## START DATA TO PROCESS

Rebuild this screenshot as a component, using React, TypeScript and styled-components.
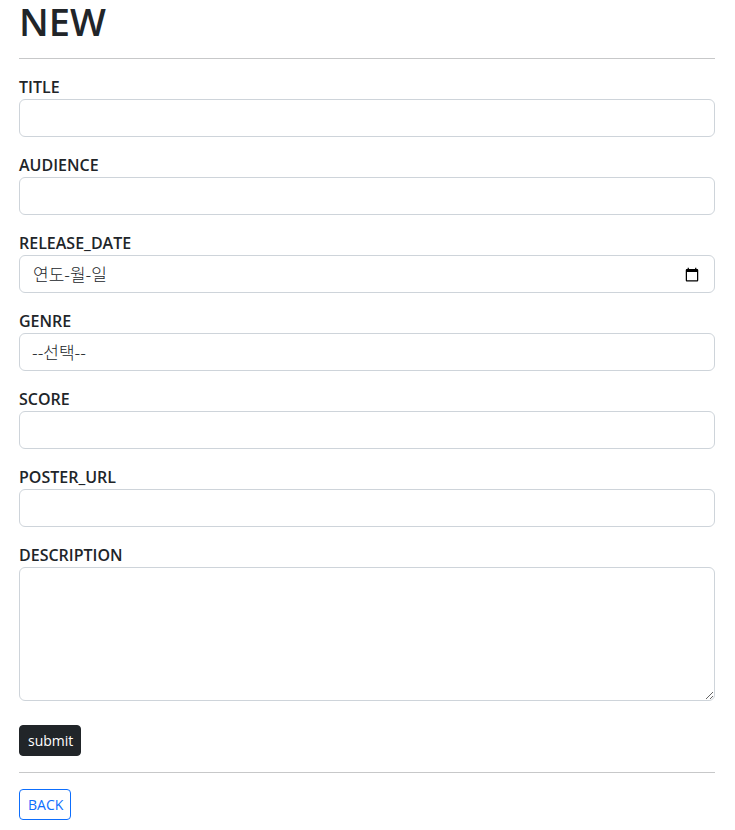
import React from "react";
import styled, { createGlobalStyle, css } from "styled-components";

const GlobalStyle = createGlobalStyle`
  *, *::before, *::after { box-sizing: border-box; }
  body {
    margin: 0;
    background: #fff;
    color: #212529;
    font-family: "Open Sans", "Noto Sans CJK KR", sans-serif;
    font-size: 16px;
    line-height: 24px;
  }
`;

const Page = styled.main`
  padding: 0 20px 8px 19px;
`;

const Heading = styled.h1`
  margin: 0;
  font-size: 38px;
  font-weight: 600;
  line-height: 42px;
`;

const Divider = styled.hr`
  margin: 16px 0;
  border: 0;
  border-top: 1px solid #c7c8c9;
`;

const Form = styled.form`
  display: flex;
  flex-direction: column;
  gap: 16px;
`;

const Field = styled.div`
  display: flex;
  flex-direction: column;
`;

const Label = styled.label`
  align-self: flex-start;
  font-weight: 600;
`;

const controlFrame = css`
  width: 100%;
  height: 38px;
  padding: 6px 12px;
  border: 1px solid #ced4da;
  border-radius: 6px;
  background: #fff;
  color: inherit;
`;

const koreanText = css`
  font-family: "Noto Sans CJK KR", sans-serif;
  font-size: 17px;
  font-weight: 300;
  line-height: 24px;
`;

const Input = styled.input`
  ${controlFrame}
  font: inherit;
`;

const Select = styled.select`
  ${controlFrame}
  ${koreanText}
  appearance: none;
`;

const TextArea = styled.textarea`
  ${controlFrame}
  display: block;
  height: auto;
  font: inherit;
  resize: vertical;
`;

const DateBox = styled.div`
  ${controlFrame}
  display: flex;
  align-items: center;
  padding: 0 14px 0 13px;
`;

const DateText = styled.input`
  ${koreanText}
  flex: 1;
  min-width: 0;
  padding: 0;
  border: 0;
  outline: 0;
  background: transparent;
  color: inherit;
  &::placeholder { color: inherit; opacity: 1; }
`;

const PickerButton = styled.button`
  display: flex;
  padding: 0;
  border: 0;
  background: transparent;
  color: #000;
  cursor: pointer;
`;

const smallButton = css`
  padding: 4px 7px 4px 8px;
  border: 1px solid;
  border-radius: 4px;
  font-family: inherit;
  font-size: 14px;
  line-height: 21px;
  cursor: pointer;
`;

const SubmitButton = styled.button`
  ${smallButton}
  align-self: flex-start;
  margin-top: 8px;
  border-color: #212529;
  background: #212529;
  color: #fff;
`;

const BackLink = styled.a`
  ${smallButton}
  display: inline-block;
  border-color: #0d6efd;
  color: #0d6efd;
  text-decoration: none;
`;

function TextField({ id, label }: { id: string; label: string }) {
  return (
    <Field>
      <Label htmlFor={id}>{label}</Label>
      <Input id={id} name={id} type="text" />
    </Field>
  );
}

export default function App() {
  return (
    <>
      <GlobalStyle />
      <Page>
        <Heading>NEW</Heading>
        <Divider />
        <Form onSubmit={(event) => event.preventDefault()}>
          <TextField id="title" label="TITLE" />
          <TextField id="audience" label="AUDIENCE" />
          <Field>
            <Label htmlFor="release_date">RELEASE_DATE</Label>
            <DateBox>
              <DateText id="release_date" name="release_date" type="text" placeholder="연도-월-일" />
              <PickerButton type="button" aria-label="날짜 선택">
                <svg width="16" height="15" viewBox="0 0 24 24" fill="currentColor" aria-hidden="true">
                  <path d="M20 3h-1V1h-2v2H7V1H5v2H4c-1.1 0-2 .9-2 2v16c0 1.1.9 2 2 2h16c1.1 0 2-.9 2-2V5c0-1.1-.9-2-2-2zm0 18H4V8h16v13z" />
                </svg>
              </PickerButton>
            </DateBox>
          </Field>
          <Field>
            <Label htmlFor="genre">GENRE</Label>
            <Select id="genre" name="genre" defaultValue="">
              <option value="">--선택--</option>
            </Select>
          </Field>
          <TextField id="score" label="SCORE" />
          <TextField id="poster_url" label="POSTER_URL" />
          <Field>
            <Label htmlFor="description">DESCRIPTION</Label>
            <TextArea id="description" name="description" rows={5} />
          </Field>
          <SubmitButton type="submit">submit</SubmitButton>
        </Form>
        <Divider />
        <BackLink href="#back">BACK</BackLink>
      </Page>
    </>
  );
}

## END DATA TO PROCESS
## START DATA TO PROCESS

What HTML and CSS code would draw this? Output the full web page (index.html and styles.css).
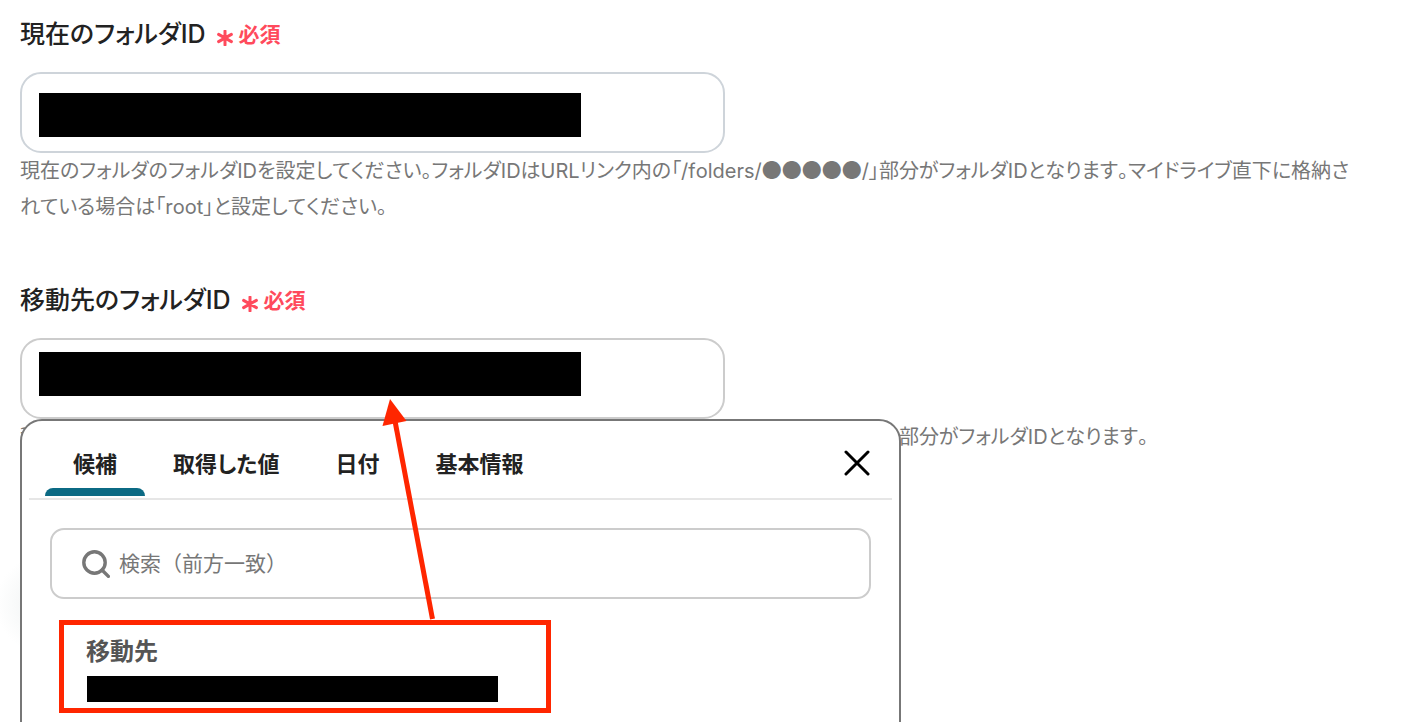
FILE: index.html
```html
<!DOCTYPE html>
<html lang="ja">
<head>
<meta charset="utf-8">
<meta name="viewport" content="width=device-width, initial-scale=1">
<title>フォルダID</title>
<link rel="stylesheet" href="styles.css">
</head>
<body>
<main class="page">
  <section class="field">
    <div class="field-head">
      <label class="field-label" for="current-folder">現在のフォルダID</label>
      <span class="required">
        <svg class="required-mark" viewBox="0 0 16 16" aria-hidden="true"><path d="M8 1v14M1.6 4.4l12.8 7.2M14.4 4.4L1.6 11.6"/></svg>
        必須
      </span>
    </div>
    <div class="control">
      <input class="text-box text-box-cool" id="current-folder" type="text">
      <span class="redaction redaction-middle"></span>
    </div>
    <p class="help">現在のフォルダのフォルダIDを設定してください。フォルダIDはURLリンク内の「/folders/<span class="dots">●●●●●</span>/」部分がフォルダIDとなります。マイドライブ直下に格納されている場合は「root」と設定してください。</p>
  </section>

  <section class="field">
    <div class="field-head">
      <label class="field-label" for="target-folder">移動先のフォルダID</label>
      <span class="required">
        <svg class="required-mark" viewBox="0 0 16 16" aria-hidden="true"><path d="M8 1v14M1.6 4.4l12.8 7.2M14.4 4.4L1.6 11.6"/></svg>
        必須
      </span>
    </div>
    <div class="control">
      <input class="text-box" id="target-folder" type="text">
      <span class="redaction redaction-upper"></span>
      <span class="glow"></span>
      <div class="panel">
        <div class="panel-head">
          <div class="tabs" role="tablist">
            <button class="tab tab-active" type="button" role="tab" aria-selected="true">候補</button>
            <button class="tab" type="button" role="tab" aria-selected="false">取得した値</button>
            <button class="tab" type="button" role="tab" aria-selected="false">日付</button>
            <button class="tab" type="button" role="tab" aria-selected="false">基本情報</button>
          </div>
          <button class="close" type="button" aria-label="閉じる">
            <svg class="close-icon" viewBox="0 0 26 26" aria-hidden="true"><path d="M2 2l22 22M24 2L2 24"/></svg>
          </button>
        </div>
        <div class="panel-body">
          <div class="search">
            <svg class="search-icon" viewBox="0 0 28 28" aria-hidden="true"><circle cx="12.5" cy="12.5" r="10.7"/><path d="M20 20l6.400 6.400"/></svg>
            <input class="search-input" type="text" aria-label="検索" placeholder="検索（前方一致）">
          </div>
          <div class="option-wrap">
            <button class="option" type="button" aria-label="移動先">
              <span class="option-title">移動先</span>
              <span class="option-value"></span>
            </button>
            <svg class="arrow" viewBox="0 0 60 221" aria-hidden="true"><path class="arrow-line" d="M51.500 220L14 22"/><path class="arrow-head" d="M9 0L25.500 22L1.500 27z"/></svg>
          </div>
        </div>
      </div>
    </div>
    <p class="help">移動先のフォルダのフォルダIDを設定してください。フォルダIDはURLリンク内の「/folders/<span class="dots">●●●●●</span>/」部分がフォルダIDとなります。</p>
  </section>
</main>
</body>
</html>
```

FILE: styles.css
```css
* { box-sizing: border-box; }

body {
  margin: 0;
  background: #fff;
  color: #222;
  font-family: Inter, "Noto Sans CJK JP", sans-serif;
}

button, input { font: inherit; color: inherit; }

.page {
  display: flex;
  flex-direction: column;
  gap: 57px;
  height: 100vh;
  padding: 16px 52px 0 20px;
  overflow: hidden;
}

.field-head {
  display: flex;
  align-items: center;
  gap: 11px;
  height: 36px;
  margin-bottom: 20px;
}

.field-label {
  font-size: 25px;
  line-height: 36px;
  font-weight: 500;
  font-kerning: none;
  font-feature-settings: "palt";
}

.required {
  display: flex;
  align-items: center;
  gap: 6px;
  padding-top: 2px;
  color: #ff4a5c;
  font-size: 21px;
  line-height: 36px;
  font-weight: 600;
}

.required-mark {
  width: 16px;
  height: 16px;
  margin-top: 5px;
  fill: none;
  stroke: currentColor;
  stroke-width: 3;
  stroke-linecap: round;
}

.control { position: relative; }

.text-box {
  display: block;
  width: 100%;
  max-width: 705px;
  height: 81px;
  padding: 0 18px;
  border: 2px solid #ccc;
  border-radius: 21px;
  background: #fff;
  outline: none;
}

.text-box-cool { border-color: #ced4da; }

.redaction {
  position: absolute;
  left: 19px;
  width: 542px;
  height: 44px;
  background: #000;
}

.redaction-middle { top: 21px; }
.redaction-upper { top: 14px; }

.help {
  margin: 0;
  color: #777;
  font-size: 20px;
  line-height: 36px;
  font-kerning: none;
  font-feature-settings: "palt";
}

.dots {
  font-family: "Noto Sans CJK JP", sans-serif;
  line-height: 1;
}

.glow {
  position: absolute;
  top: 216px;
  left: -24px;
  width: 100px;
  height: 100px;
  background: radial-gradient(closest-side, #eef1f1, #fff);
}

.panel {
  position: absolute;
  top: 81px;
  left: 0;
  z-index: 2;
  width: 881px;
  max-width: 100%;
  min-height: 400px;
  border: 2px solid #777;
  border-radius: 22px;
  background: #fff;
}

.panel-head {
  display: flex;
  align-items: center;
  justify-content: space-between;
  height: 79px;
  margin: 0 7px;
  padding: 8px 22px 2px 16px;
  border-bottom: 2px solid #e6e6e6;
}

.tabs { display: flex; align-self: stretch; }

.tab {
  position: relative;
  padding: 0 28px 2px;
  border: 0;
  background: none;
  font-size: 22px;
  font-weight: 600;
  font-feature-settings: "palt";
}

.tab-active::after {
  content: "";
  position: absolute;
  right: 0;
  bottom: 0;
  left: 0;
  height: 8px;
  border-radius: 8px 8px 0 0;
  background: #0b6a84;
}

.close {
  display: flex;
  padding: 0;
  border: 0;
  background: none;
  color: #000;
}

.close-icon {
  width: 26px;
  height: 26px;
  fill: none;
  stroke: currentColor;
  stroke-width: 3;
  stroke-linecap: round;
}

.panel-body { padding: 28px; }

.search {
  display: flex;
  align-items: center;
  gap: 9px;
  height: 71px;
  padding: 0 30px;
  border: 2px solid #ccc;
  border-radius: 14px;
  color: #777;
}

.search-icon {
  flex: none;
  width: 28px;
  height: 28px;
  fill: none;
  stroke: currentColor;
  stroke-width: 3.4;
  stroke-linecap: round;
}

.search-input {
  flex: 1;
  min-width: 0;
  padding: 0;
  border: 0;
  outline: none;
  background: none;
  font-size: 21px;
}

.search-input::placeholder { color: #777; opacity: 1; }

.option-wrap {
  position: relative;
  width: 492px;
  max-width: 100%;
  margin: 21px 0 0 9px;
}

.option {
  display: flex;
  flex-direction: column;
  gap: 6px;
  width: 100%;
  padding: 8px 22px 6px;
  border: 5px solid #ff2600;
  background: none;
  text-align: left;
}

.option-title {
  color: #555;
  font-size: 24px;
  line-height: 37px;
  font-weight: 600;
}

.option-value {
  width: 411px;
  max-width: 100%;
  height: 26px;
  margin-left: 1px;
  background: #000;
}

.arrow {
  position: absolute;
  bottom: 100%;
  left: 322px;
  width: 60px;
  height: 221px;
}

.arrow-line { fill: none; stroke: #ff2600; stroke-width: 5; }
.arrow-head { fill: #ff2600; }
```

## END DATA TO PROCESS

WRITTEN EXERCISE —
Report only the number of lines in the data above that contain "this".

SOLUTION BELOW —
2